• [Task description] Can you write out all the lines word for word, with no pictures?

• [Material provided]
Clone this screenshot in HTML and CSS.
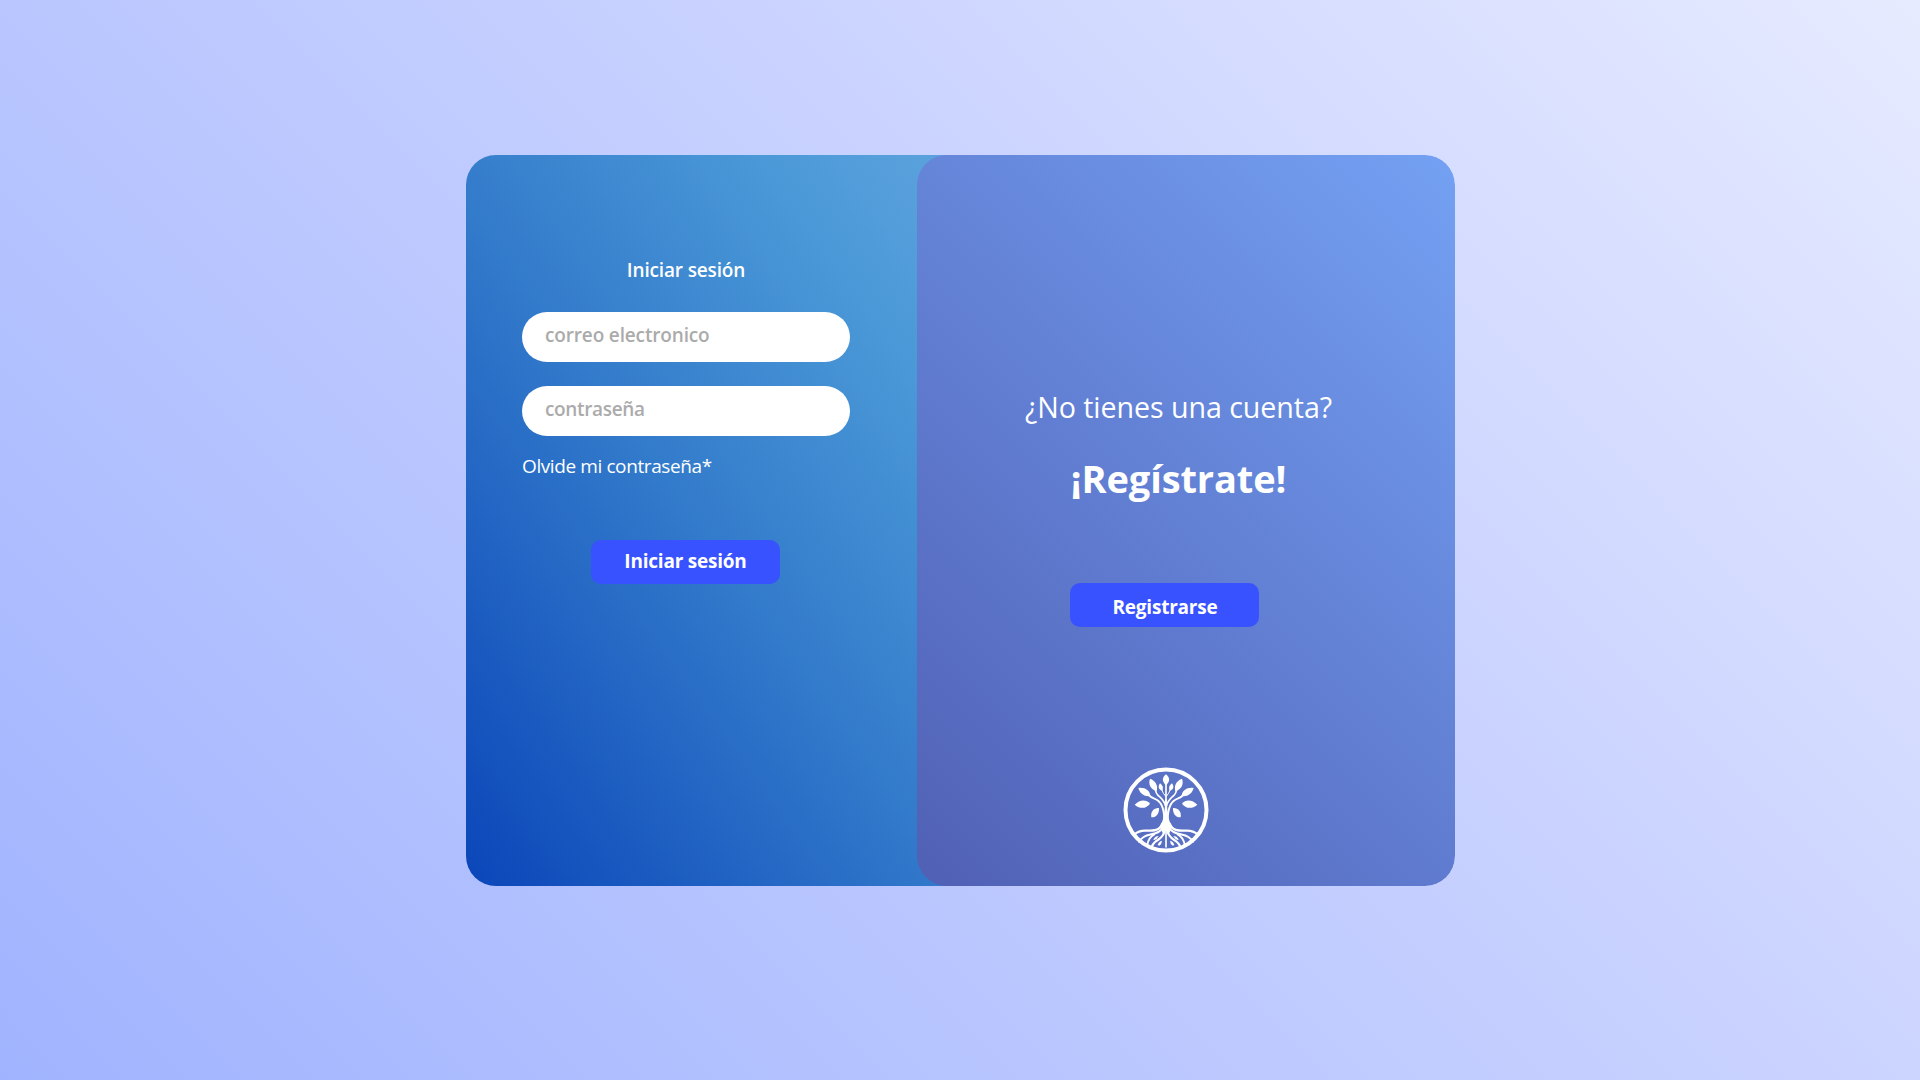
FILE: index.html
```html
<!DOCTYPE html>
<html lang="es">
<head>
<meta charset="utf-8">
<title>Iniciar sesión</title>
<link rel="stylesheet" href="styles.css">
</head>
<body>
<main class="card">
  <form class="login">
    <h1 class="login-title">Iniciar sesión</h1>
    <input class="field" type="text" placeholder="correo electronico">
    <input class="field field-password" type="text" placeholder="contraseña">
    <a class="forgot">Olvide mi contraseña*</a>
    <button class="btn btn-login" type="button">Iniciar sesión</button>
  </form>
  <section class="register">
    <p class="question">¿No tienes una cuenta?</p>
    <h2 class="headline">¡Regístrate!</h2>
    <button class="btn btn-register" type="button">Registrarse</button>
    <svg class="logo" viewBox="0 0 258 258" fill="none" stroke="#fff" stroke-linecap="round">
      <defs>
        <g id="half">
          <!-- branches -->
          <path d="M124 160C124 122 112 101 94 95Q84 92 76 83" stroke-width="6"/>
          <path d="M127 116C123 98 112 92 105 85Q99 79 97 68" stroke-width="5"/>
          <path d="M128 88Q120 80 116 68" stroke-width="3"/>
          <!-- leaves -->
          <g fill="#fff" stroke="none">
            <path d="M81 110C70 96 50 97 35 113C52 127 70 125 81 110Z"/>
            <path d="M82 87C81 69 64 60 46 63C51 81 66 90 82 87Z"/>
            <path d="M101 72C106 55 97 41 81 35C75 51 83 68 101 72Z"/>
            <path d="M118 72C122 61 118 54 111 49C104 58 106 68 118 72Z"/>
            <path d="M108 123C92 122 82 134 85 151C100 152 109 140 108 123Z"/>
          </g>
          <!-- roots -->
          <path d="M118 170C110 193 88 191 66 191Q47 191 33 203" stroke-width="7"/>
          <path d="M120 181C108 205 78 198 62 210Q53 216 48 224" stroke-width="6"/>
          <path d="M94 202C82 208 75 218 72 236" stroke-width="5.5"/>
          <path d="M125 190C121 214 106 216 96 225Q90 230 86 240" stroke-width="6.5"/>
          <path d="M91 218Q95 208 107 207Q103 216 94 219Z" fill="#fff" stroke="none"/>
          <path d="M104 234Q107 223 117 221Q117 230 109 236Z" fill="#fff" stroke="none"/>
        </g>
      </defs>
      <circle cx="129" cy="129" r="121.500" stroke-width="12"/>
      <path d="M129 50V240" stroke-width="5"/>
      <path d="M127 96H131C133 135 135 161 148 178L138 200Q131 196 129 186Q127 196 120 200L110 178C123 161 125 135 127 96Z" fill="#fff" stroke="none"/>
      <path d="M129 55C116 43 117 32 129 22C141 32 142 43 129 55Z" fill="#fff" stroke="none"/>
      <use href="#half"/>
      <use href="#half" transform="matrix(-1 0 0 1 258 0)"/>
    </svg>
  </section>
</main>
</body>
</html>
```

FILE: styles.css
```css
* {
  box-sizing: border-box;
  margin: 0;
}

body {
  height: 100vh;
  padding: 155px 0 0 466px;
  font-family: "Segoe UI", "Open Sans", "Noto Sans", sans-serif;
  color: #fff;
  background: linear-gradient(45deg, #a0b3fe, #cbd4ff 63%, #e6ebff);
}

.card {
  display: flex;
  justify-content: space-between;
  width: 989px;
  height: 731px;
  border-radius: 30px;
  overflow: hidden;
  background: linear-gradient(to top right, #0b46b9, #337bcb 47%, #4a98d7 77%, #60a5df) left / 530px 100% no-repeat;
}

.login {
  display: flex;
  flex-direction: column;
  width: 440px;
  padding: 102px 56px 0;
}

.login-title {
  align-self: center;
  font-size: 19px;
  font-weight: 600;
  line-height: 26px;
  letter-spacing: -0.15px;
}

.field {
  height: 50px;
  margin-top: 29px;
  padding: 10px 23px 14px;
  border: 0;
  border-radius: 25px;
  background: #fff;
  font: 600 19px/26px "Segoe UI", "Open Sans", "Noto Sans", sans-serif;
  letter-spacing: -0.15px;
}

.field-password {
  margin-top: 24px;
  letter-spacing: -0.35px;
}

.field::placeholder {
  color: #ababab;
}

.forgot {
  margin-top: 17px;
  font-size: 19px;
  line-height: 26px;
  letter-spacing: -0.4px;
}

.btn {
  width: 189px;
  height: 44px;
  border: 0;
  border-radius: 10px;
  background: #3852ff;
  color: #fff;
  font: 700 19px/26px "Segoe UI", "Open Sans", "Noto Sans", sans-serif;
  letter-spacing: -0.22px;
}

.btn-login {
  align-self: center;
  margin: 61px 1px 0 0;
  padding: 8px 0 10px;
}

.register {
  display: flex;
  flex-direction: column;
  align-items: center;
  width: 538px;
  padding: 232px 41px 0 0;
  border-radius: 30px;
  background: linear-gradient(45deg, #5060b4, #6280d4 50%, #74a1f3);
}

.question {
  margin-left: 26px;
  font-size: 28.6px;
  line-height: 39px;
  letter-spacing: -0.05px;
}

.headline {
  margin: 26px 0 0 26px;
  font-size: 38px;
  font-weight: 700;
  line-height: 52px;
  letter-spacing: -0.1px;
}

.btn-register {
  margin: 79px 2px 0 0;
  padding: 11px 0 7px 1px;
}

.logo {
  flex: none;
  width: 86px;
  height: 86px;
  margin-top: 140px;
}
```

• [Full answer]
Clone this screenshot in HTML and CSS.
FILE: index.html
```html
<!DOCTYPE html>
<html lang="es">
<head>
<meta charset="utf-8">
<title>Iniciar sesión</title>
<link rel="stylesheet" href="styles.css">
</head>
<body>
<main class="card">
  <form class="login">
    <h1 class="login-title">Iniciar sesión</h1>
    <input class="field" type="text" placeholder="correo electronico">
    <input class="field field-password" type="text" placeholder="contraseña">
    <a class="forgot">Olvide mi contraseña*</a>
    <button class="btn btn-login" type="button">Iniciar sesión</button>
  </form>
  <section class="register">
    <p class="question">¿No tienes una cuenta?</p>
    <h2 class="headline">¡Regístrate!</h2>
    <button class="btn btn-register" type="button">Registrarse</button>
    <svg class="logo" viewBox="0 0 258 258" fill="none" stroke="#fff" stroke-linecap="round">
      <defs>
        <g id="half">
          <!-- branches -->
          <path d="M124 160C124 122 112 101 94 95Q84 92 76 83" stroke-width="6"/>
          <path d="M127 116C123 98 112 92 105 85Q99 79 97 68" stroke-width="5"/>
          <path d="M128 88Q120 80 116 68" stroke-width="3"/>
          <!-- leaves -->
          <g fill="#fff" stroke="none">
            <path d="M81 110C70 96 50 97 35 113C52 127 70 125 81 110Z"/>
            <path d="M82 87C81 69 64 60 46 63C51 81 66 90 82 87Z"/>
            <path d="M101 72C106 55 97 41 81 35C75 51 83 68 101 72Z"/>
            <path d="M118 72C122 61 118 54 111 49C104 58 106 68 118 72Z"/>
            <path d="M108 123C92 122 82 134 85 151C100 152 109 140 108 123Z"/>
          </g>
          <!-- roots -->
          <path d="M118 170C110 193 88 191 66 191Q47 191 33 203" stroke-width="7"/>
          <path d="M120 181C108 205 78 198 62 210Q53 216 48 224" stroke-width="6"/>
          <path d="M94 202C82 208 75 218 72 236" stroke-width="5.5"/>
          <path d="M125 190C121 214 106 216 96 225Q90 230 86 240" stroke-width="6.5"/>
          <path d="M91 218Q95 208 107 207Q103 216 94 219Z" fill="#fff" stroke="none"/>
          <path d="M104 234Q107 223 117 221Q117 230 109 236Z" fill="#fff" stroke="none"/>
        </g>
      </defs>
      <circle cx="129" cy="129" r="121.500" stroke-width="12"/>
      <path d="M129 50V240" stroke-width="5"/>
      <path d="M127 96H131C133 135 135 161 148 178L138 200Q131 196 129 186Q127 196 120 200L110 178C123 161 125 135 127 96Z" fill="#fff" stroke="none"/>
      <path d="M129 55C116 43 117 32 129 22C141 32 142 43 129 55Z" fill="#fff" stroke="none"/>
      <use href="#half"/>
      <use href="#half" transform="matrix(-1 0 0 1 258 0)"/>
    </svg>
  </section>
</main>
</body>
</html>
```

FILE: styles.css
```css
* {
  box-sizing: border-box;
  margin: 0;
}

body {
  height: 100vh;
  padding: 155px 0 0 466px;
  font-family: "Segoe UI", "Open Sans", "Noto Sans", sans-serif;
  color: #fff;
  background: linear-gradient(45deg, #a0b3fe, #cbd4ff 63%, #e6ebff);
}

.card {
  display: flex;
  justify-content: space-between;
  width: 989px;
  height: 731px;
  border-radius: 30px;
  overflow: hidden;
  background: linear-gradient(to top right, #0b46b9, #337bcb 47%, #4a98d7 77%, #60a5df) left / 530px 100% no-repeat;
}

.login {
  display: flex;
  flex-direction: column;
  width: 440px;
  padding: 102px 56px 0;
}

.login-title {
  align-self: center;
  font-size: 19px;
  font-weight: 600;
  line-height: 26px;
  letter-spacing: -0.15px;
}

.field {
  height: 50px;
  margin-top: 29px;
  padding: 10px 23px 14px;
  border: 0;
  border-radius: 25px;
  background: #fff;
  font: 600 19px/26px "Segoe UI", "Open Sans", "Noto Sans", sans-serif;
  letter-spacing: -0.15px;
}

.field-password {
  margin-top: 24px;
  letter-spacing: -0.35px;
}

.field::placeholder {
  color: #ababab;
}

.forgot {
  margin-top: 17px;
  font-size: 19px;
  line-height: 26px;
  letter-spacing: -0.4px;
}

.btn {
  width: 189px;
  height: 44px;
  border: 0;
  border-radius: 10px;
  background: #3852ff;
  color: #fff;
  font: 700 19px/26px "Segoe UI", "Open Sans", "Noto Sans", sans-serif;
  letter-spacing: -0.22px;
}

.btn-login {
  align-self: center;
  margin: 61px 1px 0 0;
  padding: 8px 0 10px;
}

.register {
  display: flex;
  flex-direction: column;
  align-items: center;
  width: 538px;
  padding: 232px 41px 0 0;
  border-radius: 30px;
  background: linear-gradient(45deg, #5060b4, #6280d4 50%, #74a1f3);
}

.question {
  margin-left: 26px;
  font-size: 28.6px;
  line-height: 39px;
  letter-spacing: -0.05px;
}

.headline {
  margin: 26px 0 0 26px;
  font-size: 38px;
  font-weight: 700;
  line-height: 52px;
  letter-spacing: -0.1px;
}

.btn-register {
  margin: 79px 2px 0 0;
  padding: 11px 0 7px 1px;
}

.logo {
  flex: none;
  width: 86px;
  height: 86px;
  margin-top: 140px;
}
```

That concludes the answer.